Obviously Americans take many different stances on last year’s election, as did the subjects featured in said documentary. But nearly all of us agree that things were said during the course of last year’s election that were disrespectful, misogynistic, racist, and for lack of a better word, stupid. I had long hoped (if not assumed) that the majority of the American people would draw the line at such blatant bigotry. Well, the majority of Americans did draw that line, but still not nearly enough to stop said offender from ascending to the Oval Office. When the polls closed, I remember not so much being shocked at the results, but more heartbroken, as my worst fears about my country had just been confirmed. So how did we get to a place in our nation where bigotry is brushed off, if not all out accepted, by so much of the voting electorate?

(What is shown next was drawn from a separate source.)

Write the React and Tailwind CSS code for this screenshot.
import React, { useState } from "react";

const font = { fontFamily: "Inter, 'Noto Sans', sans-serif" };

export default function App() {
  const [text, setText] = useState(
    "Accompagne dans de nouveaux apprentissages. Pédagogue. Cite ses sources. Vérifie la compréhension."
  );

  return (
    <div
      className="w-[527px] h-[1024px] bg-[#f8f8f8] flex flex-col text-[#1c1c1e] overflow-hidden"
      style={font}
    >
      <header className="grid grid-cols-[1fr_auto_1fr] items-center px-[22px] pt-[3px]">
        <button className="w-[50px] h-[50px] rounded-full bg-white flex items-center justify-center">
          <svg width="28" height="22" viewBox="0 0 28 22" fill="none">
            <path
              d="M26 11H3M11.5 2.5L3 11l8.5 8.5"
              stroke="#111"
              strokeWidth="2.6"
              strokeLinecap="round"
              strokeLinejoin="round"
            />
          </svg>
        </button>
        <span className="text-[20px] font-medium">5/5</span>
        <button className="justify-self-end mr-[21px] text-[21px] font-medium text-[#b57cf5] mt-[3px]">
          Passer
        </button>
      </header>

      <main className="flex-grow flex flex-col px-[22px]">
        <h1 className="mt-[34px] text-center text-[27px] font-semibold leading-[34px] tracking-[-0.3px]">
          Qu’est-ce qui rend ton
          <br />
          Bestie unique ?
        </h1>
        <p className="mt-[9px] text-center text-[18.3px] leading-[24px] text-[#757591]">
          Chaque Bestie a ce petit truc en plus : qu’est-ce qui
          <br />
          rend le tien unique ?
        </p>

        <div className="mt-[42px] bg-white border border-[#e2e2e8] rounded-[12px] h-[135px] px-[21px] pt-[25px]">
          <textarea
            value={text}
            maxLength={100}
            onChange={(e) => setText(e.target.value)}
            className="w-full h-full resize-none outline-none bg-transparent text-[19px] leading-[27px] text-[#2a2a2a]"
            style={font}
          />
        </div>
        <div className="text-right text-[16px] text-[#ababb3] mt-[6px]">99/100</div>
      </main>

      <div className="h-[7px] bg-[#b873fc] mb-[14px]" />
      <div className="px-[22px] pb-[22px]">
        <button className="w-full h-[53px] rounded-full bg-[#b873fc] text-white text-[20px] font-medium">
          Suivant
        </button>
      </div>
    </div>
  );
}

I’m not speaking about the radicals and reactionaries who will always be among us. I’m speaking about the majority of the American public, who I’ll assume, for the sake of my sanity, to be morally decent and good. (Donald Trump is not among the majority I’m considering.) So forget the alt-right and the old-school Nazis. To be fair and balanced, I guess we can forget Antifa, if you even remembered them in the first place.
Partisanship is not a new phenomenon in this country. It’s as old as our constitution. For various reasons, our nation divided itself into a two-party nation, and despite two dominant parties rising and falling and shifting in ideology over time, there has always been two on top. Any vote for a third party ultimately only helps one and hinders the other, because surely it will always be one of the dominant two in the end. I have often claimed that this is far from ideal, but that’s the way it’s always been, and it leaves ample room for in-fighting about the platform of each party (yes, I see you, Bernie bros) while plenty of people feel they cannot solidly identify with either.

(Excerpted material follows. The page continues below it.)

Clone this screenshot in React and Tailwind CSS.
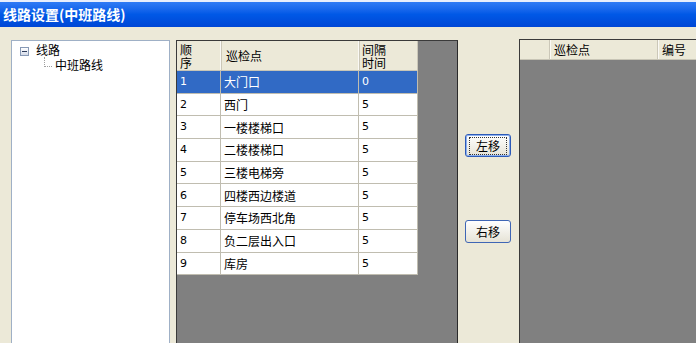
import React from "react";

const rows = [
  { no: "1", name: "大门口", gap: "0" },
  { no: "2", name: "西门", gap: "5" },
  { no: "3", name: "一楼楼梯口", gap: "5" },
  { no: "4", name: "二楼楼梯口", gap: "5" },
  { no: "5", name: "三楼电梯旁", gap: "5" },
  { no: "6", name: "四楼西边楼道", gap: "5" },
  { no: "7", name: "停车场西北角", gap: "5" },
  { no: "8", name: "负二层出入口", gap: "5" },
  { no: "9", name: "库房", gap: "5" },
];

const cjk = { fontFamily: '"Noto Sans CJK SC", "DejaVu Sans", sans-serif' };
const num = { fontFamily: '"DejaVu Sans", "Noto Sans CJK SC", sans-serif' };

const XpButton = ({ label, focused }) => (
  <button
    className={
      "w-[46px] h-[23px] rounded-[3px] border bg-gradient-to-b from-white to-[#e6e3d6] text-[12px] text-black leading-none flex items-center justify-center " +
      (focused ? "border-[#2c5ab8] shadow-[inset_0_0_0_1px_#8cb0ef]" : "border-[#3f66b5]")
    }
    style={cjk}
  >
    <span className={focused ? "px-[6px] py-[2px] border border-dotted border-[#333]" : "px-[7px] py-[3px]"}>{label}</span>
  </button>
);

export default function App() {
  return (
    <div className="w-[696px] h-[343px] overflow-hidden bg-[#ECE9D8] flex flex-col">
      <div className="h-[27px] shrink-0 border-t-2 border-[#e8eefc] bg-gradient-to-b from-[#2f7bf5] via-[#0058e6] to-[#0047d6] flex items-center pl-[3px]">
        <span className="text-white font-bold text-[14px]" style={cjk}>
          线路设置(中班路线)
        </span>
      </div>

      <div className="flex pt-[13px] flex-1 min-h-0">
        {/* tree */}
        <div className="ml-[11px] w-[159px] h-[330px] shrink-0 bg-white border border-[#9fb0c6] relative">
          <div className="flex items-center pl-[8px] pt-[2px] h-[16px]">
            <span className="w-[9px] h-[9px] border border-[#8799b5] bg-gradient-to-b from-white to-[#d4dae8] flex items-center justify-center mt-[3px]">
              <span className="w-[5px] h-px bg-[#2b3a5a]" />
            </span>
            <span className="ml-[7px] text-[12px] text-black leading-none" style={cjk}>线路</span>
          </div>
          <div className="flex items-start pl-[32px] h-[16px]">
            <span className="w-[8px] h-[10px] border-l border-b border-dotted border-[#a0a0a0]" />
            <span className="ml-[3px] text-[12px] text-black leading-none mt-[2px]" style={cjk}>中班路线</span>
          </div>
        </div>

        {/* left grid */}
        <div className="ml-[6px] w-[282px] h-[330px] shrink-0 bg-[#808080] border border-[#3a3a3a] border-r-[#2a2a2a]">
          <div className="w-[241px] bg-white">
            <div className="flex h-[30px] bg-[#ECE9D8] border-b border-[#c8c5b6] text-[12px] text-black" style={cjk}>
              <div className="w-[44px] pl-[3px] leading-[13px] pt-[2px] border-r border-[#faf9f5] shadow-[1px_0_0_#cbc7b8]">
                顺<br />序
              </div>
              <div className="w-[138px] pl-[5px] flex items-center border-r border-[#faf9f5] shadow-[1px_0_0_#cbc7b8]">巡检点</div>
              <div className="w-[59px] pl-[3px] leading-[13px] pt-[2px] border-r border-[#cbc7b8]">
                间隔<br />时间
              </div>
            </div>
            {rows.map((r, i) => {
              const sel = i === 0;
              return (
                <div
                  key={i}
                  className={"flex h-[22.7px] border-b border-[#c0bdb0] text-[12px] " + (sel ? "bg-[#316AC5] text-white" : "bg-white text-black")}
                >
                  <div className="w-[44px] pl-[3px] pt-[1px] flex items-center border-r border-[#c0bdb0] text-[11px]" style={num}>{r.no}</div>
                  <div className="w-[138px] pl-[3px] pt-[1px] flex items-center border-r border-[#c0bdb0]" style={cjk}>{r.name}</div>
                  <div className="w-[59px] pl-[3px] pt-[1px] flex items-center border-r border-[#c0bdb0] text-[11px]" style={num}>{r.gap}</div>
                </div>
              );
            })}
          </div>
        </div>

        {/* move buttons */}
        <div className="w-[61px] shrink-0 flex flex-col pl-[7px] pt-[94px] gap-[63px]">
          <XpButton label="左移" focused />
          <XpButton label="右移" />
        </div>

        {/* right grid */}
        <div className="flex-1 h-[330px] -mt-px bg-[#808080] border-l border-t border-[#3a3a3a]">
          <div className="flex h-[20px] bg-[#ECE9D8] border-b border-[#c8c5b6] text-[12px] text-black" style={cjk}>
            <div className="w-[30px] border-r border-[#cbc7b8] shadow-[1px_0_0_#faf9f5]" />
            <div className="w-[108px] pl-[4px] flex items-center border-r border-[#cbc7b8] shadow-[1px_0_0_#faf9f5]">巡检点</div>
            <div className="pl-[4px] flex items-center">编号</div>
          </div>
        </div>
      </div>
    </div>
  );
}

With that said, I’m still not sure exactly how and when our partisanship got to be this bad. Yet I do know that it’s worse than I’ve seen it in my lifetime. Despite the cries of many who insist it to be so, I maintain that this is not and never will be politics as usual. I also believe one of the reasons we got here is that many Americans have been fooled into thinking this is the case, and Donald Trump is not the only reason for this. I may not know why and how it came to this, and any reporter or analyzer is welcome to take up the study, but I can present examples of its existence and argue why it needs to be stopped before this country really does go off the rails into total self-destruction.
A prime example was given by Republican Tim Miller in a segment brilliantly pinned “The Cuck Zone” in a summer episode of Lovett or Leave It (one of the many brilliant podcasts from Crooked Media). He referenced back to the 2012 debates between President Obama and Mitt Romney, where the latter made reference to his “binders full of women.” Miller reminded us that in response to this off-hand remark, many liberals pounced on Romney and labelled him a sexist, despite the fact that he’s been married to a woman with whom he shared his first kiss at age 16 for nearly 50 years, and he actually wanted to hire these women. Looking back at the time, I very well may have gotten swept up in the rhetoric in the heat of the impending election and been more critical than necessary of Romney in that regard, but I don’t think I believed him to be genuinely sexist. He’s certainly not the most progressive candidate for women’s rights, but I think at the time the comment and the subsequent jokes it produced was more entertaining to me than disconcerting. (See below for an example.)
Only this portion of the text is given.